Pages as source code:

***

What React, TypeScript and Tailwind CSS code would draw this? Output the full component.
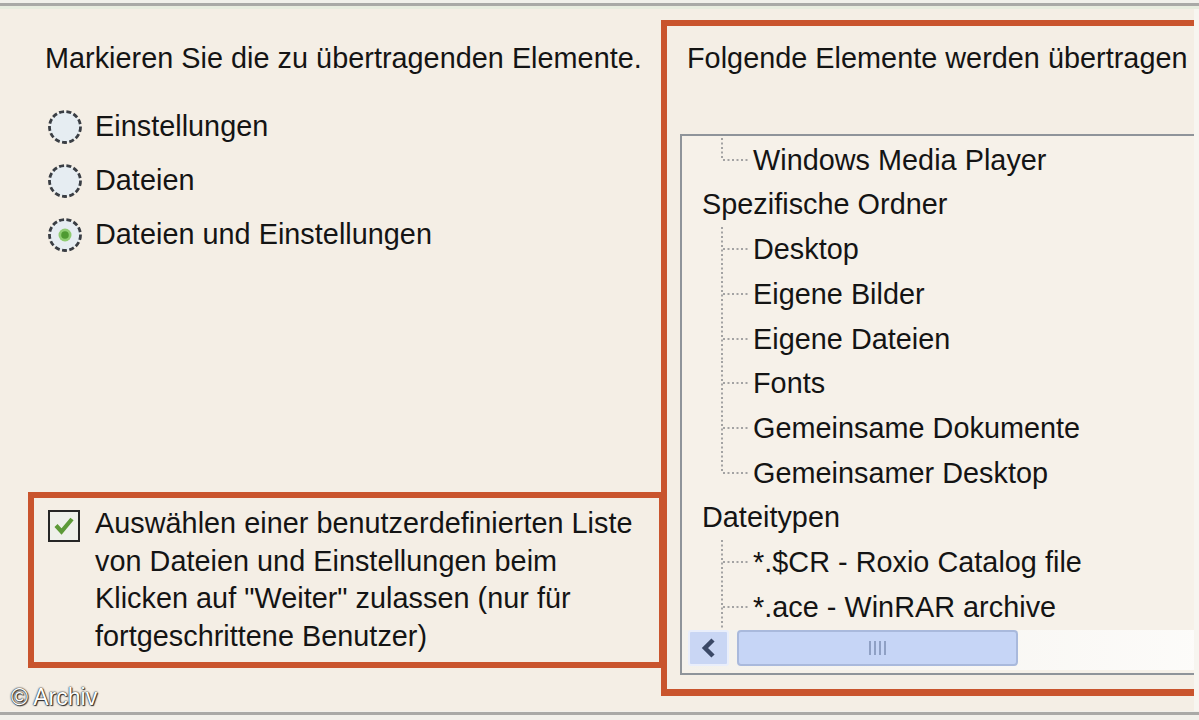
import React from "react";

type Row = { text: string; kind: "parent" | "mid" | "last" };

const rows: Row[] = [
  { text: "Windows Media Player", kind: "last" },
  { text: "Spezifische Ordner", kind: "parent" },
  { text: "Desktop", kind: "mid" },
  { text: "Eigene Bilder", kind: "mid" },
  { text: "Eigene Dateien", kind: "mid" },
  { text: "Fonts", kind: "mid" },
  { text: "Gemeinsame Dokumente", kind: "mid" },
  { text: "Gemeinsamer Desktop", kind: "last" },
  { text: "Dateitypen", kind: "parent" },
  { text: "*.$CR - Roxio Catalog file", kind: "mid" },
  { text: "*.ace - WinRAR archive", kind: "mid" },
];

function Radio({ checked }: { checked?: boolean }) {
  return (
    <svg width="36" height="36" viewBox="0 0 36 36" className="shrink-0">
      <circle cx="18" cy="18" r="15.5" fill="#e6edf2" stroke="#3a3e44" strokeWidth="2.8" strokeDasharray="5 2.4" />
      {checked && (
        <>
          <circle cx="18" cy="18" r="6.5" fill="#8fcc72" />
          <circle cx="18" cy="18" r="3.8" fill="#4f9a32" />
        </>
      )}
    </svg>
  );
}

function TreeConnector({ kind }: { kind: "mid" | "last" }) {
  return (
    <svg width="70" height="45" viewBox="0 0 70 45" className="shrink-0">
      <line
        x1="40"
        y1="0"
        x2="40"
        y2={kind === "last" ? 22 : 45}
        stroke="#a3a3a3"
        strokeWidth="2"
        strokeDasharray="2 2.5"
      />
      <line x1="41" y1="22" x2="66" y2="22" stroke="#a3a3a3" strokeWidth="2" strokeDasharray="2 2.5" />
    </svg>
  );
}

export default function App() {
  return (
    <div className="relative w-[1199px] h-[720px] overflow-hidden bg-[#f4eee5] flex flex-col font-['Liberation_Sans',Arial,sans-serif] text-[#141414] tracking-[0.03px]">
      <div className="h-[3px] bg-[#f1f0eb]" />
      <div className="h-[3px] bg-[#a9a9a7]" />
      <div className="h-[3px] bg-[#e7ecdf]" />

      <div className="h-[702px] flex">
        <div className="w-[1194px] overflow-hidden flex">
          {/* Left column */}
          <div className="w-[661px] shrink-0 flex flex-col">
            <div className="pt-[32px] pl-[45px] text-[28.8px] leading-[34px] whitespace-nowrap">
              Markieren Sie die zu übertragenden Elemente.
            </div>
            <div className="mt-[25px] pl-[47px] flex flex-col text-[28.8px]">
              {[
                { label: "Einstellungen", checked: false },
                { label: "Dateien", checked: false },
                { label: "Dateien und Einstellungen", checked: true },
              ].map((r) => (
                <div key={r.label} className="h-[54px] flex items-center gap-[12px] whitespace-nowrap">
                  <Radio checked={r.checked} />
                  <span>{r.label}</span>
                </div>
              ))}
            </div>

            <div className="mt-auto mb-[43px] ml-[28px] w-[637px] h-[176px] border-[6px] border-[#c9542d] flex pt-[7px] pl-[14px]">
              <div className="mt-[5px] w-[32px] h-[32px] shrink-0 border-[2.5px] border-[#262626] bg-[#eef0ea] flex items-center justify-center">
                <svg width="24" height="24" viewBox="0 0 24 24">
                  <path d="M4 11.5 L9.5 17.5 L20 5" fill="none" stroke="#5c9a38" strokeWidth="4.2" strokeLinejoin="miter" />
                </svg>
              </div>
              <div className="ml-[15px] text-[28.8px] leading-[37.5px]">
                <div className="whitespace-nowrap">Auswählen einer benutzerdefinierten Liste</div>
                <div className="whitespace-nowrap">von Dateien und Einstellungen beim</div>
                <div className="whitespace-nowrap">Klicken auf "Weiter" zulassen (nur für</div>
                <div className="whitespace-nowrap">fortgeschrittene Benutzer)</div>
              </div>
            </div>
          </div>

          {/* Right column */}
          <div className="flex-1 min-w-0 pt-[11px] pb-[15px]">
            <div className="h-full w-[560px] border-t-[6px] border-l-[6px] border-b-[7px] border-[#c9542d] flex flex-col pt-[15px] pl-[20px] pb-[14px]">
              <div className="text-[28.8px] leading-[34px] whitespace-nowrap">
                Folgende Elemente werden übertragen
              </div>
              <div className="mt-[59px] -ml-[7px] flex-1 border-t-2 border-l-2 border-b-2 border-[#8f949a] bg-[#f6f1e9] flex flex-col">
                <div className="h-[494px] pt-[2px] overflow-hidden text-[28.8px]">
                  {rows.map((r) => (
                    <div key={r.text} className="h-[44.7px] flex items-center whitespace-nowrap">
                      {r.kind === "parent" ? (
                        <span className="pl-[20px]">{r.text}</span>
                      ) : (
                        <>
                          <TreeConnector kind={r.kind} />
                          <span className="ml-[1px]">{r.text}</span>
                        </>
                      )}
                    </div>
                  ))}
                </div>
                <div className="h-[40px] flex items-start bg-gradient-to-r from-[#f3f1ec] to-[#fdfcfa]">
                  <div className="ml-[6px] w-[41px] h-[36px] rounded-[3px] border-2 border-[#e9eefb] bg-[#c9d6f4] flex items-center justify-center">
                    <svg width="18" height="22" viewBox="0 0 18 22">
                      <path d="M13 3 L5 11 L13 19" fill="none" stroke="#3a4866" strokeWidth="4.5" />
                    </svg>
                  </div>
                  <div className="ml-[8px] w-[281px] h-[36px] rounded-[4px] border-2 border-[#a9b9dc] bg-[#c6d5f6] flex items-center justify-center gap-[3px]">
                    <div className="w-[2px] h-[14px] bg-[#8fa0c4]" />
                    <div className="w-[2px] h-[14px] bg-[#8fa0c4]" />
                    <div className="w-[2px] h-[14px] bg-[#8fa0c4]" />
                    <div className="w-[2px] h-[14px] bg-[#8fa0c4]" />
                  </div>
                </div>
                <div className="h-[1px]" />
              </div>
            </div>
          </div>
        </div>
        <div className="flex-1 bg-[#f7f5f0]" />
      </div>

      <div className="h-[1px] bg-[#f1f0eb]" />
      <div className="h-[3px] bg-[#a9a9a7]" />
      <div className="flex-1 bg-[#f1f0eb]" />

      <div className="absolute left-[11px] top-[684px] text-[23px] leading-[26px] text-white whitespace-nowrap [text-shadow:0_0_2px_#222,0_0_1px_#000,1px_1px_1px_#333]">
        © Archiv
      </div>
    </div>
  );
}
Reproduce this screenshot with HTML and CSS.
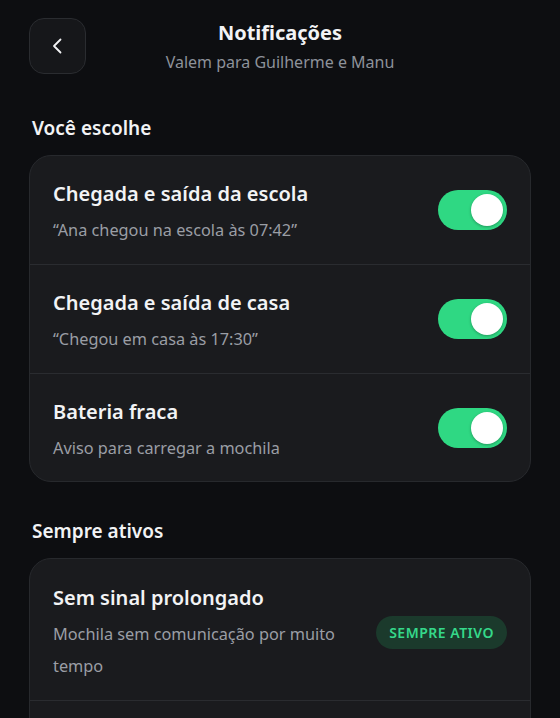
FILE: index.html
```html
<!DOCTYPE html>
<html lang="pt-BR">
<head>
    <meta charset="UTF-8">
    <meta name="viewport" content="width=device-width, initial-scale=1.0">
    <title>Notificações</title>
    <link rel="stylesheet" href="styles.css">
</head>
<body>
    <div class="page">
        <header class="top">
            <button class="back" type="button" aria-label="Voltar">
                <svg width="20" height="20" viewBox="0 0 20 20" fill="none">
                    <path d="M12.5 3.5 L6 10 L12.5 16.5" stroke="#f2f3f5" stroke-width="1.8" stroke-linecap="round" stroke-linejoin="round"/>
                </svg>
            </button>
            <div class="top-text">
                <h1>Notificações</h1>
                <p>Valem para Guilherme e Manu</p>
            </div>
        </header>

        <section class="group">
            <h2>Você escolhe</h2>
            <div class="card">
                <div class="row">
                    <div class="row-text">
                        <div class="row-title">Chegada e saída da escola</div>
                        <div class="row-desc">“Ana chegou na escola às 07:42”</div>
                    </div>
                    <span class="toggle on"><span class="knob"></span></span>
                </div>
                <div class="row">
                    <div class="row-text">
                        <div class="row-title">Chegada e saída de casa</div>
                        <div class="row-desc">“Chegou em casa às 17:30”</div>
                    </div>
                    <span class="toggle on"><span class="knob"></span></span>
                </div>
                <div class="row">
                    <div class="row-text">
                        <div class="row-title">Bateria fraca</div>
                        <div class="row-desc">Aviso para carregar a mochila</div>
                    </div>
                    <span class="toggle on"><span class="knob"></span></span>
                </div>
            </div>
        </section>

        <section class="group">
            <h2>Sempre ativos</h2>
            <div class="card">
                <div class="row tall">
                    <div class="row-text narrow">
                        <div class="row-title">Sem sinal prolongado</div>
                        <div class="row-desc">Mochila sem comunicação por muito tempo</div>
                    </div>
                    <span class="badge">SEMPRE ATIVO</span>
                </div>
                <div class="row row-empty"></div>
            </div>
        </section>
    </div>
</body>
</html>
```

FILE: styles.css
```css
*{margin:0;padding:0;box-sizing:border-box;}
html,body{background:#0d0e11;}
body{font-family:"Noto Sans","Open Sans",sans-serif;color:#f2f3f5;overflow:hidden;height:718px;}
.page{padding:18px 29px 0 29px;}

.top{display:flex;align-items:center;height:56px;}
.back{width:57px;height:56px;border-radius:15px;background:#16171a;border:1px solid #2a2c30;display:flex;align-items:center;justify-content:center;cursor:pointer;}
.top-text{flex:1;text-align:center;margin-right:57px;}
.top-text h1{font-size:20px;font-weight:700;line-height:28px;}
.top-text p{font-size:16px;color:#8d929a;line-height:22px;margin-top:4px;}

.group{margin-top:35px;}
.group:first-of-type{margin-top:40px;}
.group h2{font-size:19px;font-weight:600;line-height:28px;padding-left:3px;margin-bottom:13px;}

.card{background:#1a1b1e;border:1px solid #27292d;border-radius:22px;overflow:hidden;}
.row{display:flex;align-items:center;justify-content:space-between;padding:23px 23px 18px 23px;border-top:1px solid #2a2c30;}
.row:first-child{border-top:0;padding-top:23px;}
.row:last-child{padding-bottom:17px;}
.row.tall{padding-top:24px;padding-bottom:18px;}
.row-empty{height:60px;}
.row-text{flex:1;min-width:0;}
.row-text.narrow{padding-right:28px;}
.row-title{font-size:20px;font-weight:600;line-height:30px;}
.row-desc{font-size:16.3px;color:#9a9ea5;line-height:32px;margin-top:5px;}

.toggle{width:69px;height:40px;border-radius:20px;background:#2fd883;flex:none;display:flex;align-items:center;justify-content:flex-end;padding-right:4px;margin-top:-5px;}
.knob{width:32px;height:32px;border-radius:50%;background:#fff;box-shadow:0 1px 3px rgba(0,0,0,0.3);}

.badge{flex:none;font-size:14px;font-weight:600;letter-spacing:0.5px;color:#35d88a;background:#1b3a2c;border-radius:17px;padding:0 13px;height:33px;line-height:33px;}
```
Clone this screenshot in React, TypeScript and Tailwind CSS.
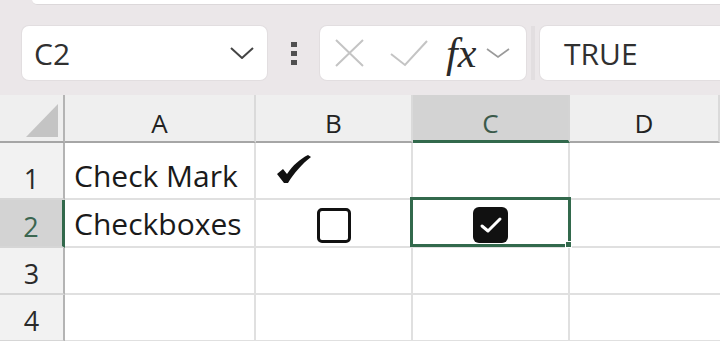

***

### EXERCISE REQUIREMENTS:
List every line above that holds the word "React".

### EXERCISE RESULT:
What React, TypeScript and Tailwind CSS code would draw this? Output the full component.
import React from "react";
Clone this screenshot in React, TypeScript and Tailwind CSS.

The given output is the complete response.